The event discussed in this post took place 300 miles north of Granada in the city of Valencia in 1490 (Pérez, Baldessarini, Undurraga & Sánchez-Moreno, 2012). I was visited by a neighbor who confessed to hearing voices. She also displayed sexually suggestive behavior and complained that numerous small insects were crawling on her arms (Sue, Sue, & Sue, 2013).
Medieval society was notoriously known for demonology focused treatment of mentally ill. Abnormal or erratic behavior was often associated with possession by the devil or invasion by a spirit (Katajala-Peltomaa & Niiranen, 2014).

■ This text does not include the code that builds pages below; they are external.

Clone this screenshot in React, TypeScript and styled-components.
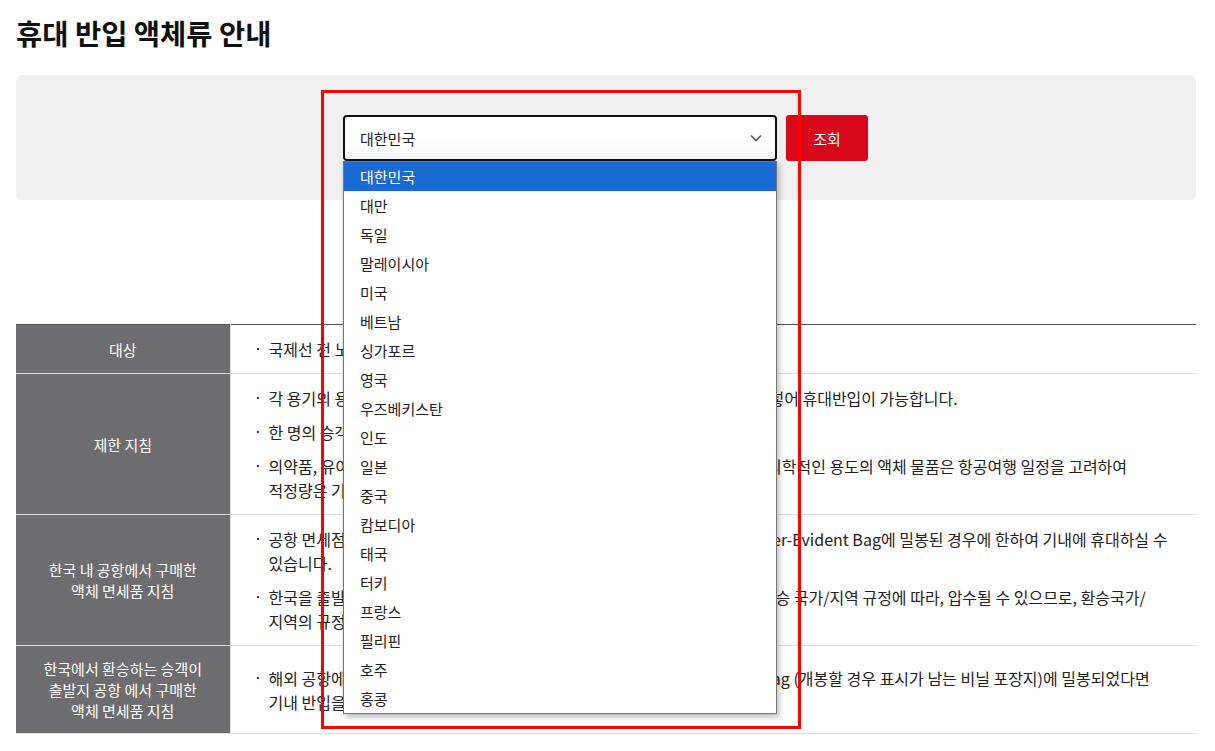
import styled, { createGlobalStyle } from 'styled-components';

const GlobalStyle = createGlobalStyle`
  * {
    box-sizing: border-box;
  }

  body {
    margin: 0;
    background: #fff;
    color: #222;
    font-family: 'Noto Sans CJK KR', 'Noto Sans', sans-serif;
  }
`;

const Page = styled.div`
  position: relative;
  width: 1215px;
  padding: 15px 19px 0 16px;
`;

const Title = styled.h2`
  margin: 0;
  font-size: 28.5px;
  line-height: 36px;
  font-weight: 700;
  color: #111;
`;

const SearchPanel = styled.div`
  margin-top: 24px;
  height: 125px;
  padding: 40px 1px 0 0;
  display: flex;
  justify-content: center;
  align-items: flex-start;
  gap: 9px;
  border-radius: 6px;
  background: #f0f0f0;
`;

const SelectWrap = styled.div`
  position: relative;
  width: 434px;
`;

const SelectBox = styled.div`
  height: 46px;
  padding: 0 13px 0 15px;
  display: flex;
  align-items: center;
  justify-content: space-between;
  border: 2px solid #111;
  border-radius: 4px;
  background: linear-gradient(#fff 55%, #f3f3f3);
  font-size: 15px;
  color: #222;
`;

const OptionList = styled.ul`
  position: absolute;
  top: 100%;
  left: 0;
  right: 0;
  z-index: 5;
  margin: 0;
  padding: 0;
  list-style: none;
  border: 1px solid #767676;
  background: #fff;
  box-shadow: 2px 3px 6px rgba(0, 0, 0, 0.28);
`;

const Option = styled.li<{ $active?: boolean }>`
  height: 29px;
  padding-left: 16px;
  display: flex;
  align-items: center;
  font-size: 15px;
  color: ${({ $active }) => ($active ? '#fff' : '#222')};
  background: ${({ $active }) => ($active ? '#1a6ad3' : 'transparent')};
`;

const SearchButton = styled.button`
  width: 82px;
  height: 46px;
  border: none;
  border-radius: 3px;
  background: #d7081a;
  color: #fff;
  font-family: inherit;
  font-size: 15px;
`;

const InfoTable = styled.table`
  width: 100%;
  margin-top: 124px;
  border-collapse: collapse;
  border-top: 1px solid #555;
`;

const Row = styled.tr`
  border-bottom: 1px solid #ddd;
`;

const HeadCell = styled.th`
  width: 214px;
  padding: 12px 10px;
  background: #6d6d6f;
  border-right: 1px solid #ddd;
  color: #fff;
  font-size: 15px;
  font-weight: 400;
  line-height: 21px;
  text-align: center;
  vertical-align: middle;
`;

const BodyCell = styled.td`
  padding: 12px 20px 12px 24px;
  vertical-align: middle;
`;

const Bullets = styled.ul`
  margin: 0;
  padding: 0;
  list-style: none;
  display: flex;
  flex-direction: column;
  gap: 10px;
`;

const Bullet = styled.li`
  position: relative;
  padding-left: 14px;
  font-size: 16px;
  line-height: 24px;
  color: #222;
  white-space: nowrap;

  &::before {
    content: '';
    position: absolute;
    left: 2px;
    top: 11px;
    width: 2px;
    height: 2px;
    background: #444;
  }
`;

const Highlight = styled.div`
  position: absolute;
  left: 321px;
  top: 90px;
  width: 480px;
  height: 639px;
  border: 3px solid #ff0000;
  pointer-events: none;
  z-index: 10;
`;

const countries = [
  '대한민국',
  '대만',
  '독일',
  '말레이시아',
  '미국',
  '베트남',
  '싱가포르',
  '영국',
  '우즈베키스탄',
  '인도',
  '일본',
  '중국',
  '캄보디아',
  '태국',
  '터키',
  '프랑스',
  '필리핀',
  '호주',
  '홍콩'
];

const Chevron = () => (
  <svg width='12' height='8' viewBox='0 0 12 8' fill='none'>
    <path d='M1 1.5L6 6.5L11 1.5' stroke='#555' strokeWidth='1.6' />
  </svg>
);

const App = () => (
  <>
    <GlobalStyle />
    <Page>
      <Title>휴대 반입 액체류 안내</Title>

      <SearchPanel>
        <SelectWrap>
          <SelectBox>
            <span>대한민국</span>
            <Chevron />
          </SelectBox>
          <OptionList>
            {countries.map((name, i) => (
              <Option key={name} $active={i === 0}>
                {name}
              </Option>
            ))}
          </OptionList>
        </SelectWrap>
        <SearchButton>조회</SearchButton>
      </SearchPanel>

      <InfoTable>
        <tbody>
          <Row>
            <HeadCell>대상</HeadCell>
            <BodyCell>
              <Bullets>
                <Bullet>국제선 전 노선 (국내선 제외)</Bullet>
              </Bullets>
            </BodyCell>
          </Row>
          <Row>
            <HeadCell>제한 지침</HeadCell>
            <BodyCell>
              <Bullets>
                <Bullet>
                  각 용기의 용량은 100 ml 이하여야 하며, 용량 1 L 이하의 투명 비닐 지퍼백에 넣어 휴대반입이 가능합니다.
                </Bullet>
                <Bullet>한 명의 승객당 1L 비닐 지퍼백 1개만 허용됩니다.</Bullet>
                <Bullet>
                  의약품, 유아용 음식(분유, 우유, 음료수 포함), 환자를 위한 특별식 등 그 밖의 의학적인 용도의 액체 물품은 항공여행 일정을 고려하여
                  <br />
                  적정량은 기내 반입이 가능합니다.
                </Bullet>
              </Bullets>
            </BodyCell>
          </Row>
          <Row>
            <HeadCell>
              한국 내 공항에서 구매한
              <br />
              액체 면세품 지침
            </HeadCell>
            <BodyCell>
              <Bullets>
                <Bullet>
                  공항 면세점에서 구입하신 액체류 면세품은 투명 봉인 봉투인 Security Tamper-Evident Bag에 밀봉된 경우에 한하여 기내에 휴대하실 수
                  <br />
                  있습니다.
                </Bullet>
                <Bullet>
                  한국을 출발하여 해외 공항에서 환승 시에 한국에서 구매하신 액체 면세품은 환승 국가/지역 규정에 따라, 압수될 수 있으므로, 환승국가/
                  <br />
                  지역의 규정을 반드시 확인하시기 바랍니다.
                </Bullet>
              </Bullets>
            </BodyCell>
          </Row>
          <Row>
            <HeadCell>
              한국에서 환승하는 승객이
              <br />
              출발지 공항 에서 구매한
              <br />
              액체 면세품 지침
            </HeadCell>
            <BodyCell>
              <Bullets>
                <Bullet>
                  해외 공항에서 구입한 액체 면세품은, 출발지의 Security Tamper-Evident Bag (개봉할 경우 표시가 남는 비닐 포장지)에 밀봉되었다면
                  <br />
                  기내 반입을 허용합니다.
                </Bullet>
              </Bullets>
            </BodyCell>
          </Row>
        </tbody>
      </InfoTable>

      <Highlight />
    </Page>
  </>
);

export default App;
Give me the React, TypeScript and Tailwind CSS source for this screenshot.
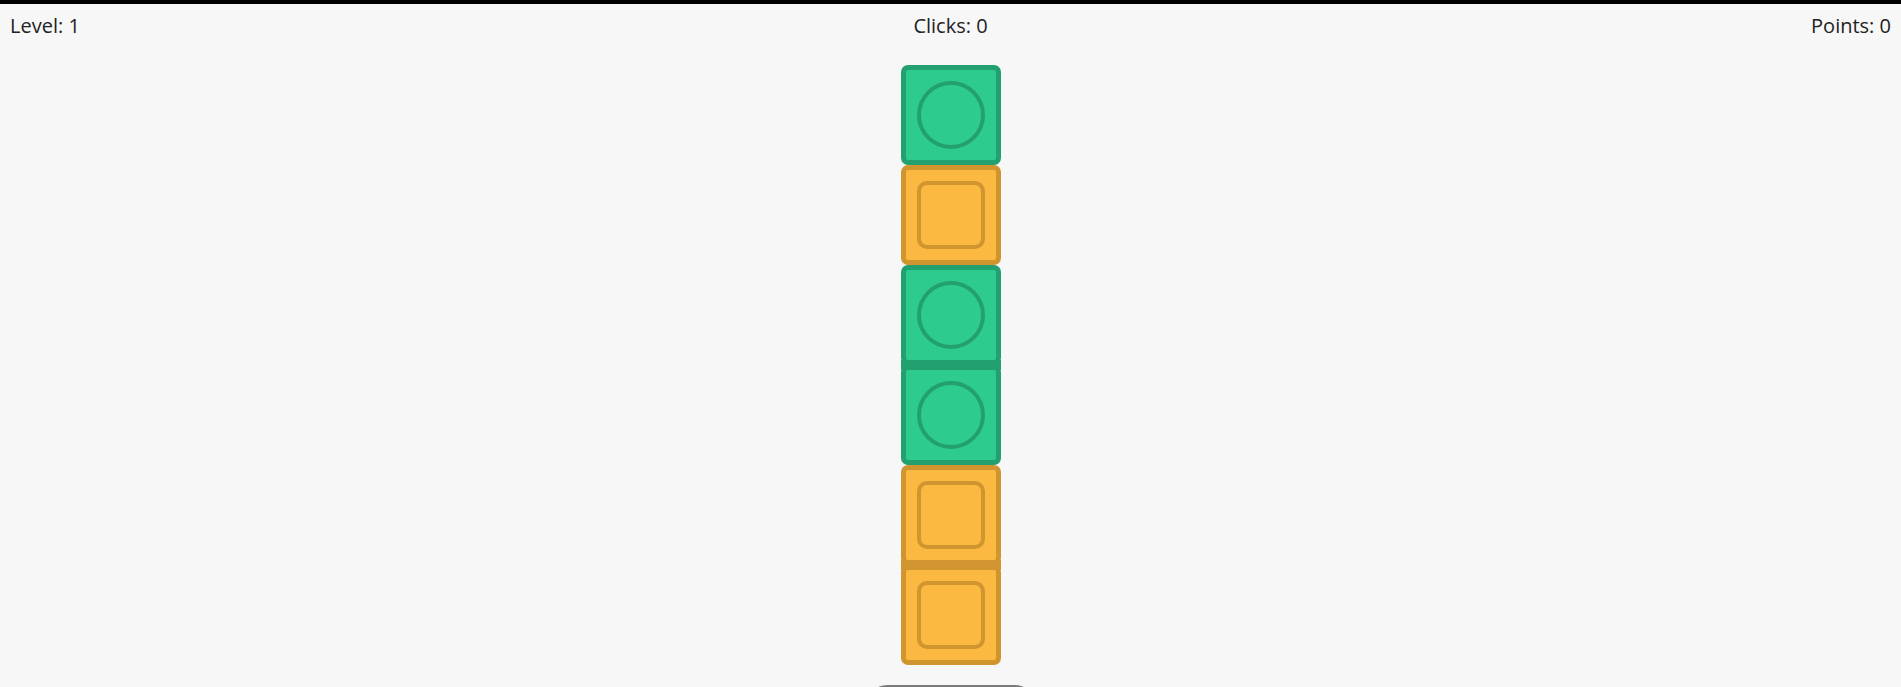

Mental illness was also attributed to witchcraft. Mentally ill were often a target of religious prosecution because of the common belief that they have made a deal with the devil. Considering the cultural and political forces at play at that time in Valencia, she most likely would have been tortured during the inquisitorial process because her hallucinatory experiences would have been attributed to a diabolic origin. Since my neighbor exhibited symptoms of apparent possession, she would have been committed to the hospital that opened in Valencia in 1410 (Pérez et al., 2012).
The fifteenth-century Spain was associated with close interrelatedness of Christian ecclesiastical and socio-political systems; therefore, it is safe to assume that religiously based institution would have provided her with medical care in accordance with prevailing religious conception of mental illness at the time (Pérez et al., 2012). Taking into consideration the fact that my neighbor displayed overt signs of sexual disinhibition which was “considered to be contrary to basic instincts,” she would have been immediately deemed deranged (Pérez et al., 2012, p. 426). The personnel in the hospital would have used “touch of a pious man,” holy oil, exorcism and other acts of “assistance from God or His representatives” to treat the patient (Pérez et al., 2012, p.85). It is most likely that she would have been eventually discharged from Valencia hospital because it was only a transitional institution.
References
Katajala-Peltomaa, S., & Niiranen, S. (2014). Mental (dis)order in later medieval Europe. New York, NY: Brill.
Pérez, J., Baldessarini, R., Undurraga, J., & Sánchez-Moreno, J. (2012). Origins of psychiatric hospitalization in medieval Spain. Psychiatric Quarterly, 83(4), 419-430.
Sue, D., Sue, D., & Sue, S. (2013). Understanding abnormal behaviour (10th ed.). Belmont, CA: Wadsworth Cengage Learning.